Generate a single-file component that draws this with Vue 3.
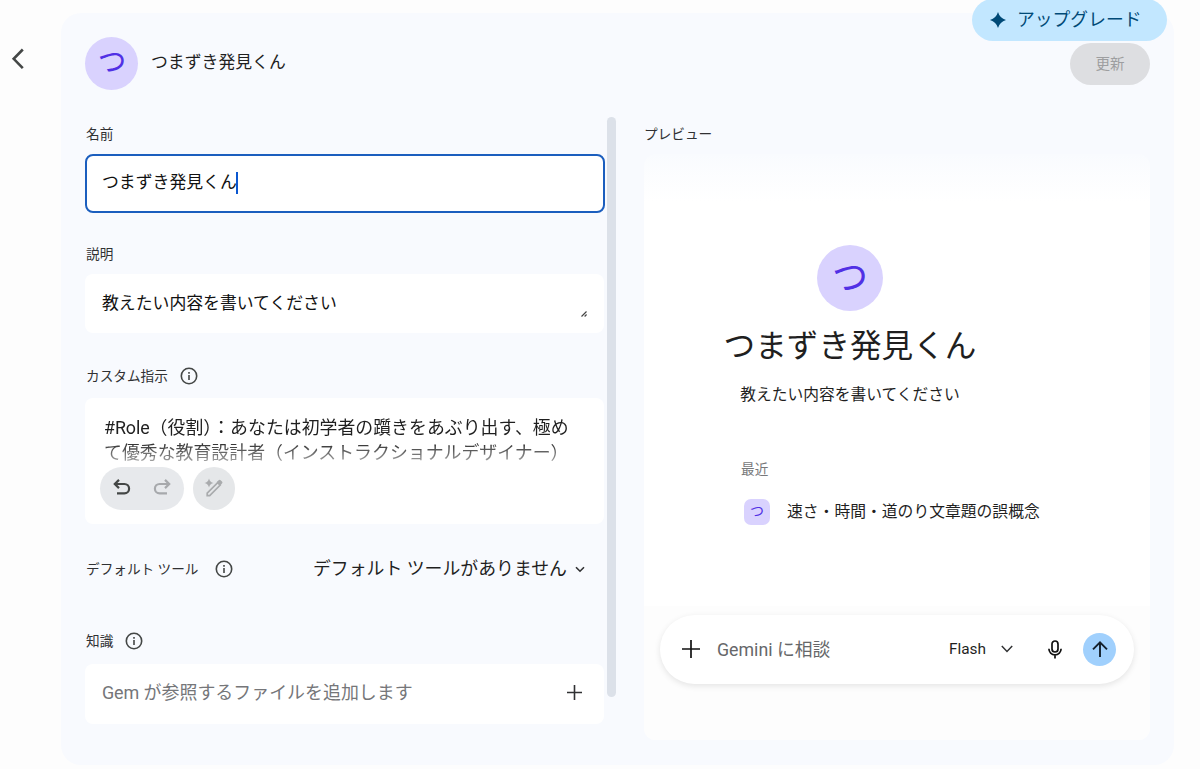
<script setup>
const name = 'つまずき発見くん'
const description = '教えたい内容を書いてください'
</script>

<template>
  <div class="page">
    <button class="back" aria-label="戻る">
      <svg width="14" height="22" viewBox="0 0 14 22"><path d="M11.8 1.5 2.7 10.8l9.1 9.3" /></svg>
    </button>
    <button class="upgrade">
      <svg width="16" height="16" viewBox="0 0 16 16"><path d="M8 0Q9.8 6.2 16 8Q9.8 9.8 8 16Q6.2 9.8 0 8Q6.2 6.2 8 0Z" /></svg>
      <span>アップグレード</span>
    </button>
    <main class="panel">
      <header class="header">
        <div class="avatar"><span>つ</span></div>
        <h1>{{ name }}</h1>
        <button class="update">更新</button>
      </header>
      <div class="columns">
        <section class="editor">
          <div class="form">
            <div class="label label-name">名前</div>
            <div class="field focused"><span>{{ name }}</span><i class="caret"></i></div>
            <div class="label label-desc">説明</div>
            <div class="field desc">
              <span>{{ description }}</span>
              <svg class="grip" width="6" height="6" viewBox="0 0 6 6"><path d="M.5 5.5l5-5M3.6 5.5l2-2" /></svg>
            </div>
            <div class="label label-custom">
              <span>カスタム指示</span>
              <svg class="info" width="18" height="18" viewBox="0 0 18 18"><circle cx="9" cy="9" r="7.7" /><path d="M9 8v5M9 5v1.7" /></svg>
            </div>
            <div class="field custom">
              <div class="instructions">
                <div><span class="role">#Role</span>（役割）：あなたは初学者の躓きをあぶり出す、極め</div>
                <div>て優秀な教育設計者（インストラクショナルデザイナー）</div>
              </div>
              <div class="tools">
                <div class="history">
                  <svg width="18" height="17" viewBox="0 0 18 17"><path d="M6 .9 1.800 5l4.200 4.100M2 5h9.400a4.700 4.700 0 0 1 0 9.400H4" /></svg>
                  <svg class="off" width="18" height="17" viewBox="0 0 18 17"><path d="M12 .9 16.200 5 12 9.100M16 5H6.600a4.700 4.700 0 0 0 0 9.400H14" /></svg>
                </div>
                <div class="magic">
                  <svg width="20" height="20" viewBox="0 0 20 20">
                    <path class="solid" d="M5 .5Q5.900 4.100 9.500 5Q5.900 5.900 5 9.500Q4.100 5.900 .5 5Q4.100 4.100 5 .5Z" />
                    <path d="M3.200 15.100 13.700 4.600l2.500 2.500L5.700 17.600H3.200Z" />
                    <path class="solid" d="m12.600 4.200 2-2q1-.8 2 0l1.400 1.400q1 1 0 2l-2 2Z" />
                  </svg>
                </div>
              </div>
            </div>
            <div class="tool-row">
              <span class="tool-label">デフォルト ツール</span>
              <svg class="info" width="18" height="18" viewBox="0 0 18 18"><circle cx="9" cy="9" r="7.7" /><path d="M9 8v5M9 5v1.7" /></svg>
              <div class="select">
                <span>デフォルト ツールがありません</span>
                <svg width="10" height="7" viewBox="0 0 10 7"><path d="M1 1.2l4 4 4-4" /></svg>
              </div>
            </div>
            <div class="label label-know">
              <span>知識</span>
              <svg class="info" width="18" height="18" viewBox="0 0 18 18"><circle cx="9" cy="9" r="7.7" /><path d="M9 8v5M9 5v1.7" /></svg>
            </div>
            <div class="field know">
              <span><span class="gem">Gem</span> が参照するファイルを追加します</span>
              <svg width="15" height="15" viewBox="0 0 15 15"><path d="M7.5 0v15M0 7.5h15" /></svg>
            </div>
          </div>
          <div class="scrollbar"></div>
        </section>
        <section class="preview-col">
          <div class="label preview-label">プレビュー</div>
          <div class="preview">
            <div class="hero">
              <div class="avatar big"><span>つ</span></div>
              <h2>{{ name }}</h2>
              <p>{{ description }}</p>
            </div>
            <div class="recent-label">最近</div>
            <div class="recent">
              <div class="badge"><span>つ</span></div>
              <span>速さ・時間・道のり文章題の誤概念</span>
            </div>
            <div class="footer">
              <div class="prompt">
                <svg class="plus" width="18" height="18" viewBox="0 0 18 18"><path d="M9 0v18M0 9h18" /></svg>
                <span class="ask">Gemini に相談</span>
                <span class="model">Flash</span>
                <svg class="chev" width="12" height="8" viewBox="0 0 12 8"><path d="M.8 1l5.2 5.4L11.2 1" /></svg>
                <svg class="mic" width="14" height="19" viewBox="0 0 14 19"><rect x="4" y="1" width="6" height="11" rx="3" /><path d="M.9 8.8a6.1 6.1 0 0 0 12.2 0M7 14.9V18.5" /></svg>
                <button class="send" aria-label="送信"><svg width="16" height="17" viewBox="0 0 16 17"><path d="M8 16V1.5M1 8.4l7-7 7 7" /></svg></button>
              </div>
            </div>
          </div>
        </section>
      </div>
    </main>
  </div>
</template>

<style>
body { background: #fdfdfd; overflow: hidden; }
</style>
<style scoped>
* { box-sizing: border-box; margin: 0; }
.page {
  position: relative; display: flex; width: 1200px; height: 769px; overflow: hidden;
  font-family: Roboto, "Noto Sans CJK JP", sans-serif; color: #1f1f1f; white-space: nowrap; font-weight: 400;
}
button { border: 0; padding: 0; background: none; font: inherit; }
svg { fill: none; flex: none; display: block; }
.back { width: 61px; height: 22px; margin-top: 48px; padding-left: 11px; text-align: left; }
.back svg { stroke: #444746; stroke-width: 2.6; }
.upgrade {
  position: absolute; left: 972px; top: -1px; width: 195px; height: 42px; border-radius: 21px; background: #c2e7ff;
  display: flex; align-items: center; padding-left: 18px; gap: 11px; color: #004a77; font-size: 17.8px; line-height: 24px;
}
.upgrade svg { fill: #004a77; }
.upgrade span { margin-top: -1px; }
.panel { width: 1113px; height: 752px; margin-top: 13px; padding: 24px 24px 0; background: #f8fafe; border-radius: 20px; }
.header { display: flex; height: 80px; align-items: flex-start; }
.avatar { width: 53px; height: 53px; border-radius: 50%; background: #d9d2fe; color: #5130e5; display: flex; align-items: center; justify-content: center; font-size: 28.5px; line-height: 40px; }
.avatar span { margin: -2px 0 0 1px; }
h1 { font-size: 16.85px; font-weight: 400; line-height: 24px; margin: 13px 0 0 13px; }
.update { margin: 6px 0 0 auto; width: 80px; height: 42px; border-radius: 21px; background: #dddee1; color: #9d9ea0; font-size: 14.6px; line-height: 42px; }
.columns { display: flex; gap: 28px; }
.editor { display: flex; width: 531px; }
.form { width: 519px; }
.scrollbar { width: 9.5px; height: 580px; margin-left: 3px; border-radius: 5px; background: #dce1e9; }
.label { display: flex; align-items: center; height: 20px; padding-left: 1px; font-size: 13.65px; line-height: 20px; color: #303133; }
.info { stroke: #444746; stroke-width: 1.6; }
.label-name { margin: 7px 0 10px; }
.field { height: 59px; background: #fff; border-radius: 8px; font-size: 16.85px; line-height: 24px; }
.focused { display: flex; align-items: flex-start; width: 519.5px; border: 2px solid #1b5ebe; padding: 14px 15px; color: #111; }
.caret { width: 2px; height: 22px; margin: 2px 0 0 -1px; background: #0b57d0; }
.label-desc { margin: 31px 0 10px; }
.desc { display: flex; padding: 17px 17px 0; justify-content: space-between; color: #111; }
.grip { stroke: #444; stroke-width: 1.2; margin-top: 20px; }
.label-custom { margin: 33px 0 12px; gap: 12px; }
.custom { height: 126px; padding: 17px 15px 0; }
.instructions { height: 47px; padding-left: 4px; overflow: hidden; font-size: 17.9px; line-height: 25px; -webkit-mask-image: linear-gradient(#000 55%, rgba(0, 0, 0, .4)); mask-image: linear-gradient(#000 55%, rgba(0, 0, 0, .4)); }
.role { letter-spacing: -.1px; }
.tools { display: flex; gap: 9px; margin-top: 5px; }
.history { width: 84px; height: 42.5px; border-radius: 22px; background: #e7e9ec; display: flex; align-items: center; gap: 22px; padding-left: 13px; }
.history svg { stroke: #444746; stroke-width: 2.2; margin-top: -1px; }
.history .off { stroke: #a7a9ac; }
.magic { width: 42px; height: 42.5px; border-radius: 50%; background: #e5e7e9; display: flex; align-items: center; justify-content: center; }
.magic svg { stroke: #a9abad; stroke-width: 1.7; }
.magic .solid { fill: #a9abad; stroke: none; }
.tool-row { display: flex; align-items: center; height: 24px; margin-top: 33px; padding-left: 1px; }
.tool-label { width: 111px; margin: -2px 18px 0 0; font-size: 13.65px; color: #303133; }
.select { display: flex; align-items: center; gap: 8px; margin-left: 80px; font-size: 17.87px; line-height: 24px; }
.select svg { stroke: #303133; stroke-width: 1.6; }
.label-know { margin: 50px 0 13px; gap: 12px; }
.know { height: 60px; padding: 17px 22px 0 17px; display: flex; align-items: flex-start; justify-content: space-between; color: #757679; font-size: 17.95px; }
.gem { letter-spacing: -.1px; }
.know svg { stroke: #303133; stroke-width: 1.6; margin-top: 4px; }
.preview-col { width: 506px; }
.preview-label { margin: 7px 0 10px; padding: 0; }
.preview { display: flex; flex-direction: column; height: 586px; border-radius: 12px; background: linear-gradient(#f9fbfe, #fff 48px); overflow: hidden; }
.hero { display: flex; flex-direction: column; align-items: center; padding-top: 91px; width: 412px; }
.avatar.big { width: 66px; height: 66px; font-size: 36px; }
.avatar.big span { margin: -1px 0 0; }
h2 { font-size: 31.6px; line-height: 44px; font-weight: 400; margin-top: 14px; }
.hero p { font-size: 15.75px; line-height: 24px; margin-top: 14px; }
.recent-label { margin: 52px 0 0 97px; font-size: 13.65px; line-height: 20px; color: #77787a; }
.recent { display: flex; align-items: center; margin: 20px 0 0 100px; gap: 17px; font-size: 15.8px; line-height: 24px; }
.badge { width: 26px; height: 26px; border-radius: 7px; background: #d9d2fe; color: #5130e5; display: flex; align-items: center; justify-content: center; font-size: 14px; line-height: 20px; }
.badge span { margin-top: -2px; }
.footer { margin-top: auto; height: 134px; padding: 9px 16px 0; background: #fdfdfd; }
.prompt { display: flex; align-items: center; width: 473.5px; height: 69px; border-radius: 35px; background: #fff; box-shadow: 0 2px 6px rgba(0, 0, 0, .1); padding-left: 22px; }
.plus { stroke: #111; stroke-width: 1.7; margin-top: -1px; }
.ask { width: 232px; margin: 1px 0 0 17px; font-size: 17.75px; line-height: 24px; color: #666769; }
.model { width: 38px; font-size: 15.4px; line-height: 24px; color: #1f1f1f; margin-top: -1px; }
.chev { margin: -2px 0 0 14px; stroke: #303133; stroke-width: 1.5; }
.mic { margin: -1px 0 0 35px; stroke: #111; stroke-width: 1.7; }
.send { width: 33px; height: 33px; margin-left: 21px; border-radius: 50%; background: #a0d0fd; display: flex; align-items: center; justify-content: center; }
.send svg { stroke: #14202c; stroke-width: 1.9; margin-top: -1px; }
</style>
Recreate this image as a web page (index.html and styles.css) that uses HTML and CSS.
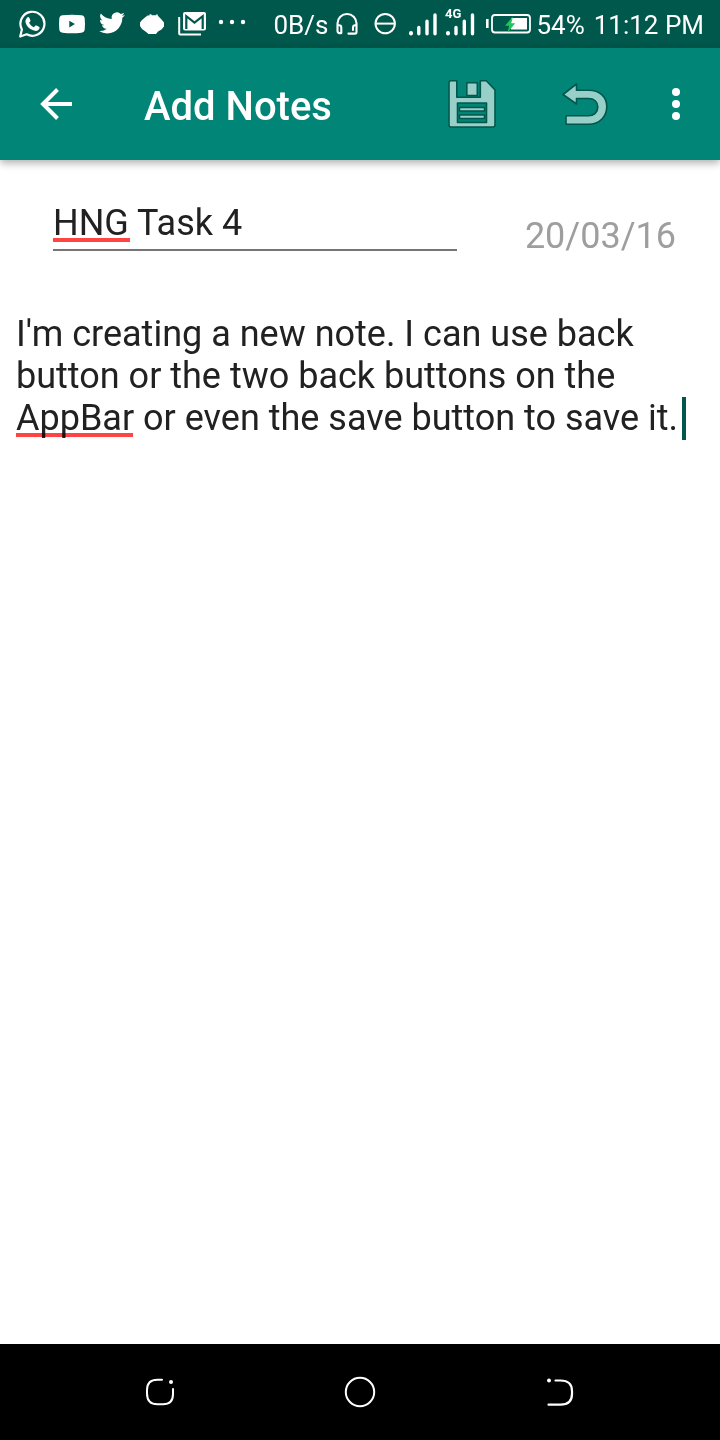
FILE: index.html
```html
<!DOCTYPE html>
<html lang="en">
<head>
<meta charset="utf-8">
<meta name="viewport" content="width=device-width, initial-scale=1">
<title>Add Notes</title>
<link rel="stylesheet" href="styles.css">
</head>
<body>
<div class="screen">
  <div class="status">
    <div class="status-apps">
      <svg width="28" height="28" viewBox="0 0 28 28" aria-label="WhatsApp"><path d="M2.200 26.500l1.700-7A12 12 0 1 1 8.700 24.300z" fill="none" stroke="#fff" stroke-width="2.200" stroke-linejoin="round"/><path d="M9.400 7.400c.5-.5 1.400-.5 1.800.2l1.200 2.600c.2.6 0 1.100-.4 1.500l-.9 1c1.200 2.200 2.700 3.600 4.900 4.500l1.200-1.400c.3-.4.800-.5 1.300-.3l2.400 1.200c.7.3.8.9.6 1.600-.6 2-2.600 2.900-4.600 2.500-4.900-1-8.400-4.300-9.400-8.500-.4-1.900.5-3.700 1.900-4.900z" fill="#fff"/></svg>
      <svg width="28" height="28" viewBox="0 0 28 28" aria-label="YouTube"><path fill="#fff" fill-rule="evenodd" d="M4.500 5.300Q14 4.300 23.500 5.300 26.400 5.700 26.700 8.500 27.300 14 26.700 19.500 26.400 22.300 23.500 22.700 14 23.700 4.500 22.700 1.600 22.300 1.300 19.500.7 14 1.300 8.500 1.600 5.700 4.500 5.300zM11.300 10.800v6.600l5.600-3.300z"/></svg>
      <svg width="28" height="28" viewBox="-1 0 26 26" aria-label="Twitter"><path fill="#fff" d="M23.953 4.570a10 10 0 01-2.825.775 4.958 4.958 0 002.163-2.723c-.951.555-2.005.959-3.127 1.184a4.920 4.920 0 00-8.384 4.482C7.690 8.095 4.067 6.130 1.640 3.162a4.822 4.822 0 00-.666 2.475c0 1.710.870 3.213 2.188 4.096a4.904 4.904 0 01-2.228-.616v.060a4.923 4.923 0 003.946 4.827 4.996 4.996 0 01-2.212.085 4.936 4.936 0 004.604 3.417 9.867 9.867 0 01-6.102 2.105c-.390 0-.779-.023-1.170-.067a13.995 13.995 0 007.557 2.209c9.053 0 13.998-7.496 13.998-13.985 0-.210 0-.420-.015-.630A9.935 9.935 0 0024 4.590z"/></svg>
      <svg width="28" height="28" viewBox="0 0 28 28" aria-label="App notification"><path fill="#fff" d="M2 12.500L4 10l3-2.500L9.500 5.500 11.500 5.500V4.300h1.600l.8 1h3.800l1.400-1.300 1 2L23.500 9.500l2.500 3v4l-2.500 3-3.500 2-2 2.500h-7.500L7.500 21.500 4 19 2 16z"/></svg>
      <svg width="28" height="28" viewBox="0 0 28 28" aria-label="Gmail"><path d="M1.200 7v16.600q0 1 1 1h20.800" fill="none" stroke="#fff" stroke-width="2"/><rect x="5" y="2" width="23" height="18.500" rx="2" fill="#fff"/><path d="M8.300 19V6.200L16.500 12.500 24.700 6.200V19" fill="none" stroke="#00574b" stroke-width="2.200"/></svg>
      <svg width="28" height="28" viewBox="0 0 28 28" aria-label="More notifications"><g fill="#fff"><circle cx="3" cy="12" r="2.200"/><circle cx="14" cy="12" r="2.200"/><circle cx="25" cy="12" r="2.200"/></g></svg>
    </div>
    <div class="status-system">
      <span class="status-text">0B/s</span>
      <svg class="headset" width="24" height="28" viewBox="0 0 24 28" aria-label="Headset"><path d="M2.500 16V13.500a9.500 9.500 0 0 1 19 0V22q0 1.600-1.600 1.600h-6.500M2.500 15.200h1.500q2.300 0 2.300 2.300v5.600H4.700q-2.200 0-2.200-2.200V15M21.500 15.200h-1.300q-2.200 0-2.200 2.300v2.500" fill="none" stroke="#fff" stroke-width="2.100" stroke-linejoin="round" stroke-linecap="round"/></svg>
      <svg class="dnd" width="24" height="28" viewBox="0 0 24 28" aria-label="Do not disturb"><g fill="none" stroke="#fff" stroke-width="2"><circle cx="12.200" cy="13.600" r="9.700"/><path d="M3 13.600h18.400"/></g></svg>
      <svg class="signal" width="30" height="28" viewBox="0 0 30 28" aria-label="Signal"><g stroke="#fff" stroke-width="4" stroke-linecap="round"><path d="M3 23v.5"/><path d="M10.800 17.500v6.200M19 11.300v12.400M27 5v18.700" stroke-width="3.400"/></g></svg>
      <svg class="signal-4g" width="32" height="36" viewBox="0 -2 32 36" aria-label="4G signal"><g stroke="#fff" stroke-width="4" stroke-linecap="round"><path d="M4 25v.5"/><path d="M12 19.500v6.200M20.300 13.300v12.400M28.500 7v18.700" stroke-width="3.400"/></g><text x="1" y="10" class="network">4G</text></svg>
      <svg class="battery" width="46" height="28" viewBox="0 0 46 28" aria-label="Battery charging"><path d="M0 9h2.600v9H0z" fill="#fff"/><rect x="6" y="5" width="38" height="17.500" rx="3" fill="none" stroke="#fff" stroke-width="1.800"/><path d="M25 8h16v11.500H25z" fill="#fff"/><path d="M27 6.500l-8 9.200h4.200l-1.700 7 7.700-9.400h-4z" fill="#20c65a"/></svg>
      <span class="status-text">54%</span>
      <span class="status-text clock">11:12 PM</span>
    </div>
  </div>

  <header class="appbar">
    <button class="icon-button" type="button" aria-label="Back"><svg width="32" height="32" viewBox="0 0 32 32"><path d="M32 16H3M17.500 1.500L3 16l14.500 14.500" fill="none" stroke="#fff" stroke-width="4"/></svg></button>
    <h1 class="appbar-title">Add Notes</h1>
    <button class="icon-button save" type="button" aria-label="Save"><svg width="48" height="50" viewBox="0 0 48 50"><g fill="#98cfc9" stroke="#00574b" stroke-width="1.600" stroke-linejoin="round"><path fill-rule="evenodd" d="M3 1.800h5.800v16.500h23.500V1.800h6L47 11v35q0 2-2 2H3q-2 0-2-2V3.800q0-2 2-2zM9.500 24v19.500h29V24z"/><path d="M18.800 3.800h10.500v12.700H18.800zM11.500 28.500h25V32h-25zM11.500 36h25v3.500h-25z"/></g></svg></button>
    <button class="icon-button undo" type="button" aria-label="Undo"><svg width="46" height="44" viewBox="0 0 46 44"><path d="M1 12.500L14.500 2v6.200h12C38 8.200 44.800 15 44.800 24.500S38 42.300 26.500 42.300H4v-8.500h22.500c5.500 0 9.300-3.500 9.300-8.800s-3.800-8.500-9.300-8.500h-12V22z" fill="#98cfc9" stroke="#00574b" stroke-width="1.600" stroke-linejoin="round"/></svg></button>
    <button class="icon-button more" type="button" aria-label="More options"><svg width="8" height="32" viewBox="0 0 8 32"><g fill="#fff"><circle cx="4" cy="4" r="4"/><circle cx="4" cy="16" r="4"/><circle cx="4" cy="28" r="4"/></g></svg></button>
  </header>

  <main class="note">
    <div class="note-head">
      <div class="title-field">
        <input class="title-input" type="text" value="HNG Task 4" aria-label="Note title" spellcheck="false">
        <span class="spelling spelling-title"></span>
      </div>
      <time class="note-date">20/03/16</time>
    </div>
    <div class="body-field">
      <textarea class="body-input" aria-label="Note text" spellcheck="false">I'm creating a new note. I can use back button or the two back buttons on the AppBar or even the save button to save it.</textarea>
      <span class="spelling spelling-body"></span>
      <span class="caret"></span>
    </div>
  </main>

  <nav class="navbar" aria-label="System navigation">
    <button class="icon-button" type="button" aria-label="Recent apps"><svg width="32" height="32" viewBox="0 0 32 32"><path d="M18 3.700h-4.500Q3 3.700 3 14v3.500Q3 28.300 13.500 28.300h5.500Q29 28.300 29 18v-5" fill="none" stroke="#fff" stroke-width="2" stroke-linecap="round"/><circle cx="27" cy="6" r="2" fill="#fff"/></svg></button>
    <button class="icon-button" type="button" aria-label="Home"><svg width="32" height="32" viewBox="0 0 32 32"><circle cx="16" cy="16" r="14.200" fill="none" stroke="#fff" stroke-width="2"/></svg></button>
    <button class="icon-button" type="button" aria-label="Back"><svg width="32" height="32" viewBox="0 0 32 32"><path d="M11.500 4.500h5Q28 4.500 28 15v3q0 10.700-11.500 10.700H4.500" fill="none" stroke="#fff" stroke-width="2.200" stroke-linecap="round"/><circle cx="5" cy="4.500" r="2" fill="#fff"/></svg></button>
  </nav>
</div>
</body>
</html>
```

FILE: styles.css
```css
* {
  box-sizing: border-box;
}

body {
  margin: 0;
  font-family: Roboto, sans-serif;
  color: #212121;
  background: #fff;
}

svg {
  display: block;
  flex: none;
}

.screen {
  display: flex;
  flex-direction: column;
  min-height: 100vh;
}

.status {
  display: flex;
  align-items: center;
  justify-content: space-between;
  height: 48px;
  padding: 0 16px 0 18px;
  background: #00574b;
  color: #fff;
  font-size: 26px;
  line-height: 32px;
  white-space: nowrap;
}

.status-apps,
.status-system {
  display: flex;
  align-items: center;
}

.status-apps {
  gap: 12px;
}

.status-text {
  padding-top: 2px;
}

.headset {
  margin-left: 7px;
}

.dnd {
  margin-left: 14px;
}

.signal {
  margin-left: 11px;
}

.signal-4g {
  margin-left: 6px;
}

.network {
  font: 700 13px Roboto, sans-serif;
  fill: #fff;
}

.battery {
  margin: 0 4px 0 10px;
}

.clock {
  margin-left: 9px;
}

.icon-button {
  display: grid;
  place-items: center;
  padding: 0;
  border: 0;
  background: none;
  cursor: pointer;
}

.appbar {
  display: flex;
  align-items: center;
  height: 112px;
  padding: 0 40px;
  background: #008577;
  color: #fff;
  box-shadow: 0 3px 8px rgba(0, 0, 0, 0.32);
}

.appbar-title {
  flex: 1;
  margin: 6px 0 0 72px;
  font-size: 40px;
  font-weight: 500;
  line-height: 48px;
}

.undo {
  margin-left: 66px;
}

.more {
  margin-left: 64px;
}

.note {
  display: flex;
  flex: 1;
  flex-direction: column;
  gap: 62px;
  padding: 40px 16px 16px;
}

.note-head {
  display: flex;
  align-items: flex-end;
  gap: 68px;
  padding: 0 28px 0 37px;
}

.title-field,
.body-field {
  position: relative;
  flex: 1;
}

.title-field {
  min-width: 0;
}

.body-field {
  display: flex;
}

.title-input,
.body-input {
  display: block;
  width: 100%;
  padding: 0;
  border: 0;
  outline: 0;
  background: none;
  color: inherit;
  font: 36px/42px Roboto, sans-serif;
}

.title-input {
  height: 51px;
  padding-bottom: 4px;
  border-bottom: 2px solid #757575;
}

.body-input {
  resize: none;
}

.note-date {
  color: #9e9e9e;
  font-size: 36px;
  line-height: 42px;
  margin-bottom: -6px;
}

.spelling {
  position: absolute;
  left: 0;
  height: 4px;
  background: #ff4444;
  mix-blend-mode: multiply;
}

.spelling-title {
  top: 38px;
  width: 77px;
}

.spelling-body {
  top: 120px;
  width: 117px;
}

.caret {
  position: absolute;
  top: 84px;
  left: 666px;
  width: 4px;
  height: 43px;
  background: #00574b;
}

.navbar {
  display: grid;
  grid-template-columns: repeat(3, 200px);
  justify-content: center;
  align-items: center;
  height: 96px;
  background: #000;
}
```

» Task directions
Identify the lines of the data that contain the word "this". Copy each of them.

» Exercise output
Generate a single-file component that draws this with Vue 3.
Recreate this image as a web page (index.html and styles.css) that uses HTML and CSS.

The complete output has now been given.